EDINBURGH (Reuters) - Euro zone states will have to face the fact that their problems will not be solved this year and bond spreads will stay elevated for some time, European Central Bank board member Patrick Honohan said on Tuesday.
Nevertheless, Ireland’s representative on the ECB board said anticipation of the ECB’s new bond buying plan had had a “dramatic” effect in reducing peripheral countries’ bond yields.
Honohan also warned that a plan for Europe-wide banking union, another plank of the euro zone’s strategy to tackle its three-year debt crisis, might not fulfil all the expectations placed on it.
“I think we’re in for a period of time in which spreads from different countries in the euro zone are going to remain different for quite a while,” Honohan told an audience at an event in Edinburgh.
“It’s not all going to be fixed before the end of the year.”
Fears were reignited this week that Europe’s troubles could flare anew after a public spat between Greece’s international lenders over how it can bring its debts down to a sustainable level.
Honohan said it was up to them to solve the problem and it was not for him to comment on Greece’s situation.
Honohan, who also heads Ireland’s central bank, warned against expecting too much of the plan for a European banking union.
He said a deposit protection scheme would offer peace of mind to customers, but would not fully protect banks against wholesale bank runs.
Divisions over the ECB’s cross-border supervisory powers overshadowed fresh European Union attempts on Tuesday to agree the key reform, which some officials fear could now unravel.
Honohan also doubted whether another element of the plan, a central scheme for winding down banks, would fully break the link between banks and governments.
“If greater private sector involvement in burden-sharing of future banking failures is envisaged, and if the single supervisory mechanism is sufficiently proactive and prompt, then it will not use substantial public funds,” Honohan said.
“But that is not how the recent wave of failures has been dealt with.
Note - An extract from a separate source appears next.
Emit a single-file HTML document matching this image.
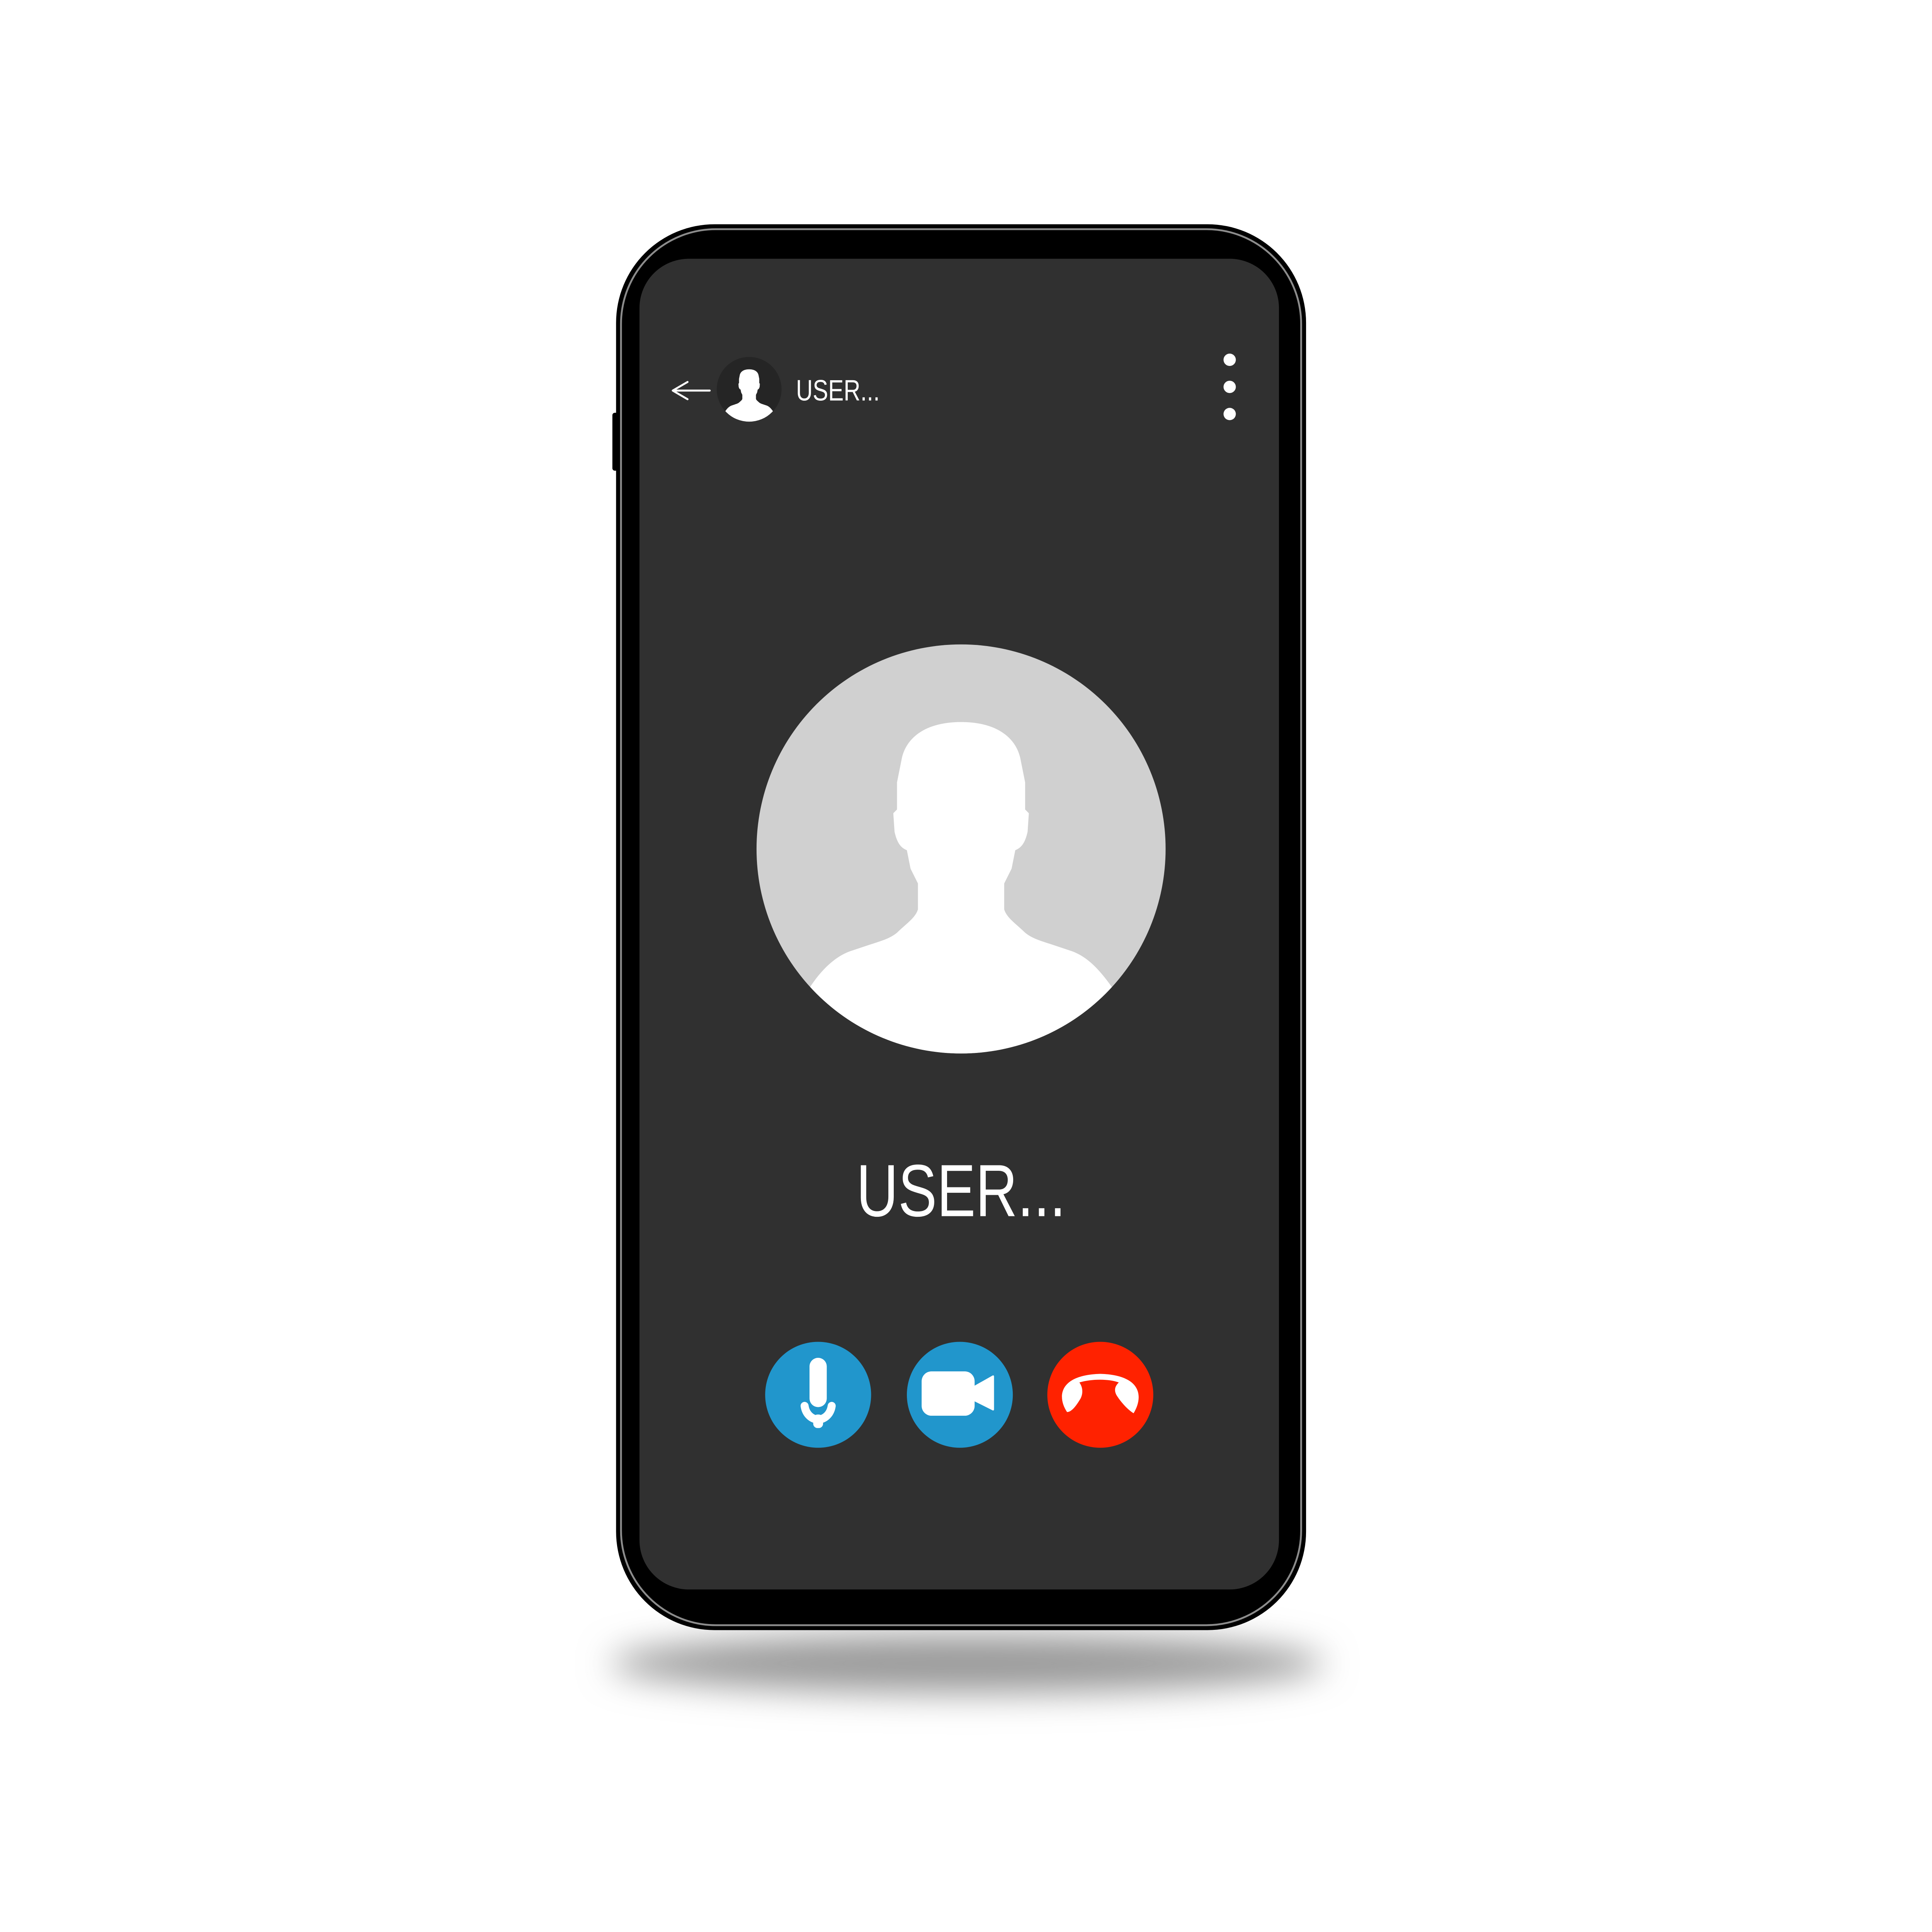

Can we be sure that enough will have changed in this respect for the future, or will the public purse be called upon again?”
Honohan said the ECB was well equipped to take some of the necessary steps to tackle the euro zone debt crisis, “even though some of them pushed the frontier of conventional monetary policy”.
But he said designing the next actions would be challenging.
“The emergence of redenomination risk in market perceptions and its disruptive influence have generated undesired and damaging yield volatility. Additional corrective action, as recently announced, is clearly necessary,” he said.